━━ THE INPUT ━━
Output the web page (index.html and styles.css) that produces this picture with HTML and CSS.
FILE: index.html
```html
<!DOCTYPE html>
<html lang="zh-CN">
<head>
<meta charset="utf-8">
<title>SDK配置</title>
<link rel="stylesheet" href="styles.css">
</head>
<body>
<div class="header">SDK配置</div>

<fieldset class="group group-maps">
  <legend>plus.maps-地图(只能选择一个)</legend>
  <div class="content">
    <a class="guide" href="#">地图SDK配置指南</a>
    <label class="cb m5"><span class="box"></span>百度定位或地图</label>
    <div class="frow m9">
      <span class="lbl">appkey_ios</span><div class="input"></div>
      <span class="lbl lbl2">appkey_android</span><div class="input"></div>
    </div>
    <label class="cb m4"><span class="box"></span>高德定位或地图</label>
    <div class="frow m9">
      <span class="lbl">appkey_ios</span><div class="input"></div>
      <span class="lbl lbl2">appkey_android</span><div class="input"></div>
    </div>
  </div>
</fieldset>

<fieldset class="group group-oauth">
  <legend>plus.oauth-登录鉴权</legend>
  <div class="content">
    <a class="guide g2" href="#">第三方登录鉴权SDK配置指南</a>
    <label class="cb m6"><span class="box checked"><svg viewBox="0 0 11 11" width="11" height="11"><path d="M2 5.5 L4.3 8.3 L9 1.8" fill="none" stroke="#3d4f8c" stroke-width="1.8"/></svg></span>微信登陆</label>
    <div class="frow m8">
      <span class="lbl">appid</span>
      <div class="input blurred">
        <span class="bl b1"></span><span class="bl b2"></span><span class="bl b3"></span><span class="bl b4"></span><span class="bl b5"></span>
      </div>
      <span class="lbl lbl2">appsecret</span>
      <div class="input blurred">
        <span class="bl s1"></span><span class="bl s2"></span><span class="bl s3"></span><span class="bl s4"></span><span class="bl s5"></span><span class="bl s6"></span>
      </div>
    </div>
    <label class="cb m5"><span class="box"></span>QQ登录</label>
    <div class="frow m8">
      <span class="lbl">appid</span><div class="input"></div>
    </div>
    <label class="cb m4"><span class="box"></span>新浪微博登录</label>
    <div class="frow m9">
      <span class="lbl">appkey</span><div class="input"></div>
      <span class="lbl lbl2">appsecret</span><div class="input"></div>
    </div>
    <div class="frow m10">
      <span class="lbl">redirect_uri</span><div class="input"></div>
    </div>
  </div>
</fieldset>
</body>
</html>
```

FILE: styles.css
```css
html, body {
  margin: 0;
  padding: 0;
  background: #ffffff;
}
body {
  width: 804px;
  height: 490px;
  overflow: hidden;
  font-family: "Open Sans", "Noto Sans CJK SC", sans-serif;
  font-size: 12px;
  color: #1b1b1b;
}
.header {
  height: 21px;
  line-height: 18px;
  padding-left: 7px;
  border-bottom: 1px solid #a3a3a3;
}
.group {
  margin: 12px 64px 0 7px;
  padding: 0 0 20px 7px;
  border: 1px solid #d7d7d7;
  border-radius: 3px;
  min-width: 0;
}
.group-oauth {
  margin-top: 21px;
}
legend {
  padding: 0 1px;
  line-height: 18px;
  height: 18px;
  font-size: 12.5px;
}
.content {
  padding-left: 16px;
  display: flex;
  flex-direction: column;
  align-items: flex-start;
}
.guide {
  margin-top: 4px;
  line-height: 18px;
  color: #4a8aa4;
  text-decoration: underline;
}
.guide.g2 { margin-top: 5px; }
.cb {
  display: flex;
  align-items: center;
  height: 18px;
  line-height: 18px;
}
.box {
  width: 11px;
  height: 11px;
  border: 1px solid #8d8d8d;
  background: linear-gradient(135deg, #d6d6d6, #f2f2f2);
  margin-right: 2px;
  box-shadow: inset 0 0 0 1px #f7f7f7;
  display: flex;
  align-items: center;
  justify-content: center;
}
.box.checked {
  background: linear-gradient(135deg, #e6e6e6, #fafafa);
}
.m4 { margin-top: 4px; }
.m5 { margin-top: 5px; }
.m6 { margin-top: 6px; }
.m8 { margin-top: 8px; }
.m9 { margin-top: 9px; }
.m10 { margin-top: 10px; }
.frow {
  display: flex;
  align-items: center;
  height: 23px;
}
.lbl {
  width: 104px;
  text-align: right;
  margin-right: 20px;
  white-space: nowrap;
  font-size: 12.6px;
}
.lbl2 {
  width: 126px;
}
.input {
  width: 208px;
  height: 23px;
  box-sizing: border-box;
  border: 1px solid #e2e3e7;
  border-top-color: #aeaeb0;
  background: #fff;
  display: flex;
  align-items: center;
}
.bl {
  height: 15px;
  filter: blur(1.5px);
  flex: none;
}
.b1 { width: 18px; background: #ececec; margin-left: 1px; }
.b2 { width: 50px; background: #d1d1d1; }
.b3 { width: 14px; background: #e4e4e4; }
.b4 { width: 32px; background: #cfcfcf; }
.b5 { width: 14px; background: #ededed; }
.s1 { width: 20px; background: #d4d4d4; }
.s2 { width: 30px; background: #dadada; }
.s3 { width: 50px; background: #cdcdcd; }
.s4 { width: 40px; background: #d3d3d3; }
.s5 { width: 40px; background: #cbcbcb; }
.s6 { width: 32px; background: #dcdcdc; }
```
━━━
━━ THE INPUT ━━
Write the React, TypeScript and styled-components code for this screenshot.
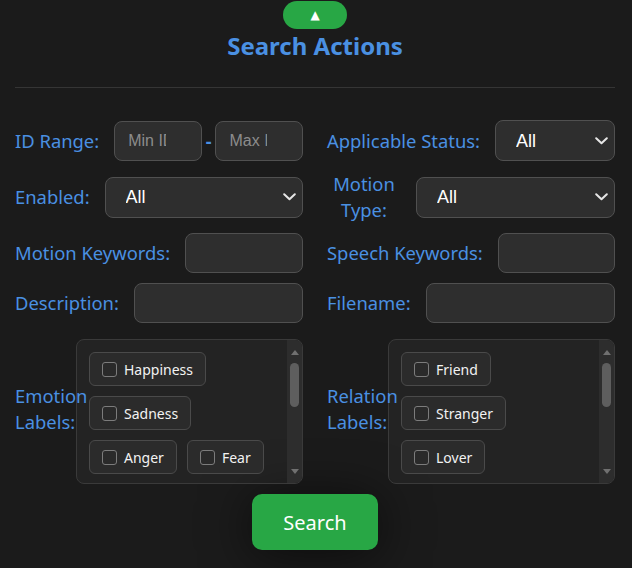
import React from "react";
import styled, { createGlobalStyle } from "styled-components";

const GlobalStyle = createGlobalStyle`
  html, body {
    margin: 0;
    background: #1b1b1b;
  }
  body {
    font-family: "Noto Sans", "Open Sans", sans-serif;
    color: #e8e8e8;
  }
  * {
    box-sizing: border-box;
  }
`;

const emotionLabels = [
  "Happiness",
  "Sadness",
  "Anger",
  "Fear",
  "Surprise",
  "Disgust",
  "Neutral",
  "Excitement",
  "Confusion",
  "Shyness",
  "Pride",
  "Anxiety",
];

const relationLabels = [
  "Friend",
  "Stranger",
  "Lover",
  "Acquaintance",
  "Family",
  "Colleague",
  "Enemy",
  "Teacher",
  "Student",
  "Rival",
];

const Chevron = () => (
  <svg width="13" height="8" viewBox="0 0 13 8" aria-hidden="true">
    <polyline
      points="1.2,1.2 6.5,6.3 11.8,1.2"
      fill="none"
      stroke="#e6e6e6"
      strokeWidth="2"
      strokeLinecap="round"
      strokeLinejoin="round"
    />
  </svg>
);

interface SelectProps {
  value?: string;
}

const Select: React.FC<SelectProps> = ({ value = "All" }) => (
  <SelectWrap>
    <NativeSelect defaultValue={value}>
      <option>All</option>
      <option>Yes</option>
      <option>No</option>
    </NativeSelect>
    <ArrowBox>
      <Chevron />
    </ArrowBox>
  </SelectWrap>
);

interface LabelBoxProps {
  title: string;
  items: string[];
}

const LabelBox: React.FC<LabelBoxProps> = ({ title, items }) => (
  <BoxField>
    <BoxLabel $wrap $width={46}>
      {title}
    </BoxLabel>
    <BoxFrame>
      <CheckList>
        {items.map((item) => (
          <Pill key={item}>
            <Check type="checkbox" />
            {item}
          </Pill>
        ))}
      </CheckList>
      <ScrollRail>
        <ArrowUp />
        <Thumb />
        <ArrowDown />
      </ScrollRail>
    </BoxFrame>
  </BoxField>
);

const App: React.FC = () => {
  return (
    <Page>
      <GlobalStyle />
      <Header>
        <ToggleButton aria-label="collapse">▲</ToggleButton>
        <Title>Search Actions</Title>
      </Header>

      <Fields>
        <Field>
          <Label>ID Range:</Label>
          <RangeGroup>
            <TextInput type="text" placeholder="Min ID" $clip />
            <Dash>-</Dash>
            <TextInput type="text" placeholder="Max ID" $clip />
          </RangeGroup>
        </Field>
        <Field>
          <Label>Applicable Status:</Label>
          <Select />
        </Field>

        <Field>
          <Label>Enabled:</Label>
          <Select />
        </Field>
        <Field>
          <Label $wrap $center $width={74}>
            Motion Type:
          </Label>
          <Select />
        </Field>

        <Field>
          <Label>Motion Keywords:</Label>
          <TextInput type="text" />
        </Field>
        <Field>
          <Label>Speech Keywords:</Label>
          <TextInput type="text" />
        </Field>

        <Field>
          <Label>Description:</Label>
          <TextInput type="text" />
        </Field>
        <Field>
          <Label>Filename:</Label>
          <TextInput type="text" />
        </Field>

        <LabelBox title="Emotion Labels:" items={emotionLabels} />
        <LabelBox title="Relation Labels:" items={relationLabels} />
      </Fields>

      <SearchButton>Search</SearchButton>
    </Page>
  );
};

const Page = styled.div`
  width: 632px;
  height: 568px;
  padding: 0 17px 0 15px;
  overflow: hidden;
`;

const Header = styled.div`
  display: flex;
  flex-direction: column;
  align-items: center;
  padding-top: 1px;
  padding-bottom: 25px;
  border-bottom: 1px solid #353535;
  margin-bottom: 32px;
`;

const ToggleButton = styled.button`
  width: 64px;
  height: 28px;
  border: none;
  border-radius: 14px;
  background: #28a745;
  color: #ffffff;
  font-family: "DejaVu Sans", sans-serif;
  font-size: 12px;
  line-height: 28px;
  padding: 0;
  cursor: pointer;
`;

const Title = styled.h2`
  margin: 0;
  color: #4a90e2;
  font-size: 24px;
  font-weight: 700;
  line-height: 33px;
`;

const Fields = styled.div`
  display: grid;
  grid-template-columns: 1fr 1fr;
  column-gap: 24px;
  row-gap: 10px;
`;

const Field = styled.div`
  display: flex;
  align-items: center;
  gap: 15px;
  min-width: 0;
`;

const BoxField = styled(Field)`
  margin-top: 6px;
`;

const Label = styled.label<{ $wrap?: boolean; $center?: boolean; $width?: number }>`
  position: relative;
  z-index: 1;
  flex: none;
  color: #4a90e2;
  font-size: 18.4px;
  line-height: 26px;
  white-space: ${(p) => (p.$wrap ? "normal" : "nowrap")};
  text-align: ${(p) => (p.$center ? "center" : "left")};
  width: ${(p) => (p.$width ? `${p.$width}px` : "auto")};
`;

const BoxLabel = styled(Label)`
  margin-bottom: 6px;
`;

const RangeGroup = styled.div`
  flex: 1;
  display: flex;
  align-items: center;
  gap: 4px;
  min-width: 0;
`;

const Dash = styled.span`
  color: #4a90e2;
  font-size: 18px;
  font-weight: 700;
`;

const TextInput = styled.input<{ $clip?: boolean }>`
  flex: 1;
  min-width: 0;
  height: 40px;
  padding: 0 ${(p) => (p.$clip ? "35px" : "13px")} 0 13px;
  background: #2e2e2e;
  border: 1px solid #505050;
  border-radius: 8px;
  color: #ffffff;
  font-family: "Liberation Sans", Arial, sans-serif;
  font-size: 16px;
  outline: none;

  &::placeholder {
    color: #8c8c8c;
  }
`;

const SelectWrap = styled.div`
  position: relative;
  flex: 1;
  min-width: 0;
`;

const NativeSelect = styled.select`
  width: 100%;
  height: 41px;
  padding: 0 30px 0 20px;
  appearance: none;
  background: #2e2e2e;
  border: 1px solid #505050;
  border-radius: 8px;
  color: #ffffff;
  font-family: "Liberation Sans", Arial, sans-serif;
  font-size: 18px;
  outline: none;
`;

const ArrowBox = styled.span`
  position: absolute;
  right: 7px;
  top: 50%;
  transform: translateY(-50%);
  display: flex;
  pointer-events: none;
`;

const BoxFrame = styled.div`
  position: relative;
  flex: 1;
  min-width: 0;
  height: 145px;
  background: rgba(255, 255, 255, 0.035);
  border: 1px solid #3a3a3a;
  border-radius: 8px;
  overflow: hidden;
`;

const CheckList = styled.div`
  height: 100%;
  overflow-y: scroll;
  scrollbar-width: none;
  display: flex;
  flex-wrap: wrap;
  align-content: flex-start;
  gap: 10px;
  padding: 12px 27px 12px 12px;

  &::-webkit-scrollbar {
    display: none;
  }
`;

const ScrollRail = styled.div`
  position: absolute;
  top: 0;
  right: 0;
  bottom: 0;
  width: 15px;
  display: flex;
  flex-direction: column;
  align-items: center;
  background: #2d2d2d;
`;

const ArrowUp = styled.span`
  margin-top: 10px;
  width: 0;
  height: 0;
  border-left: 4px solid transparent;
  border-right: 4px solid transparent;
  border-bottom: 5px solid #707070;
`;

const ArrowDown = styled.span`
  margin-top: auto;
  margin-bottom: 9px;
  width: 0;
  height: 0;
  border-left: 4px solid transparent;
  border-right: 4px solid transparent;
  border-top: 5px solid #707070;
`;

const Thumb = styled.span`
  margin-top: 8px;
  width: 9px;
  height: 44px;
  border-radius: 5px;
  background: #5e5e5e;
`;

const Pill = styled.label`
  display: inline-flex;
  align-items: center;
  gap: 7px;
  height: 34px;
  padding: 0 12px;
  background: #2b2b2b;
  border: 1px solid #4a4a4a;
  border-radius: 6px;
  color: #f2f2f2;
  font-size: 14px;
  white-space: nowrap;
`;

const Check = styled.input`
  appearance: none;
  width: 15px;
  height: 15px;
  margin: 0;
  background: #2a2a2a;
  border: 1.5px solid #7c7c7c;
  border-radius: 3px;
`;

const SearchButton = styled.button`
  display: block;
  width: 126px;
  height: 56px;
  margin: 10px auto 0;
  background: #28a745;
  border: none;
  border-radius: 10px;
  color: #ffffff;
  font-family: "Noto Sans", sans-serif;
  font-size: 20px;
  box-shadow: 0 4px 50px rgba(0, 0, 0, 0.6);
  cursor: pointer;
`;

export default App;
━━━
■ WHAT THIS TASK INVOLVES ■
Above are the records. Copy every line in them holding "styles".

■ FINAL RESULT ■
Output the web page (index.html and styles.css) that produces this picture with HTML and CSS.
<link rel="stylesheet" href="styles.css">
FILE: styles.css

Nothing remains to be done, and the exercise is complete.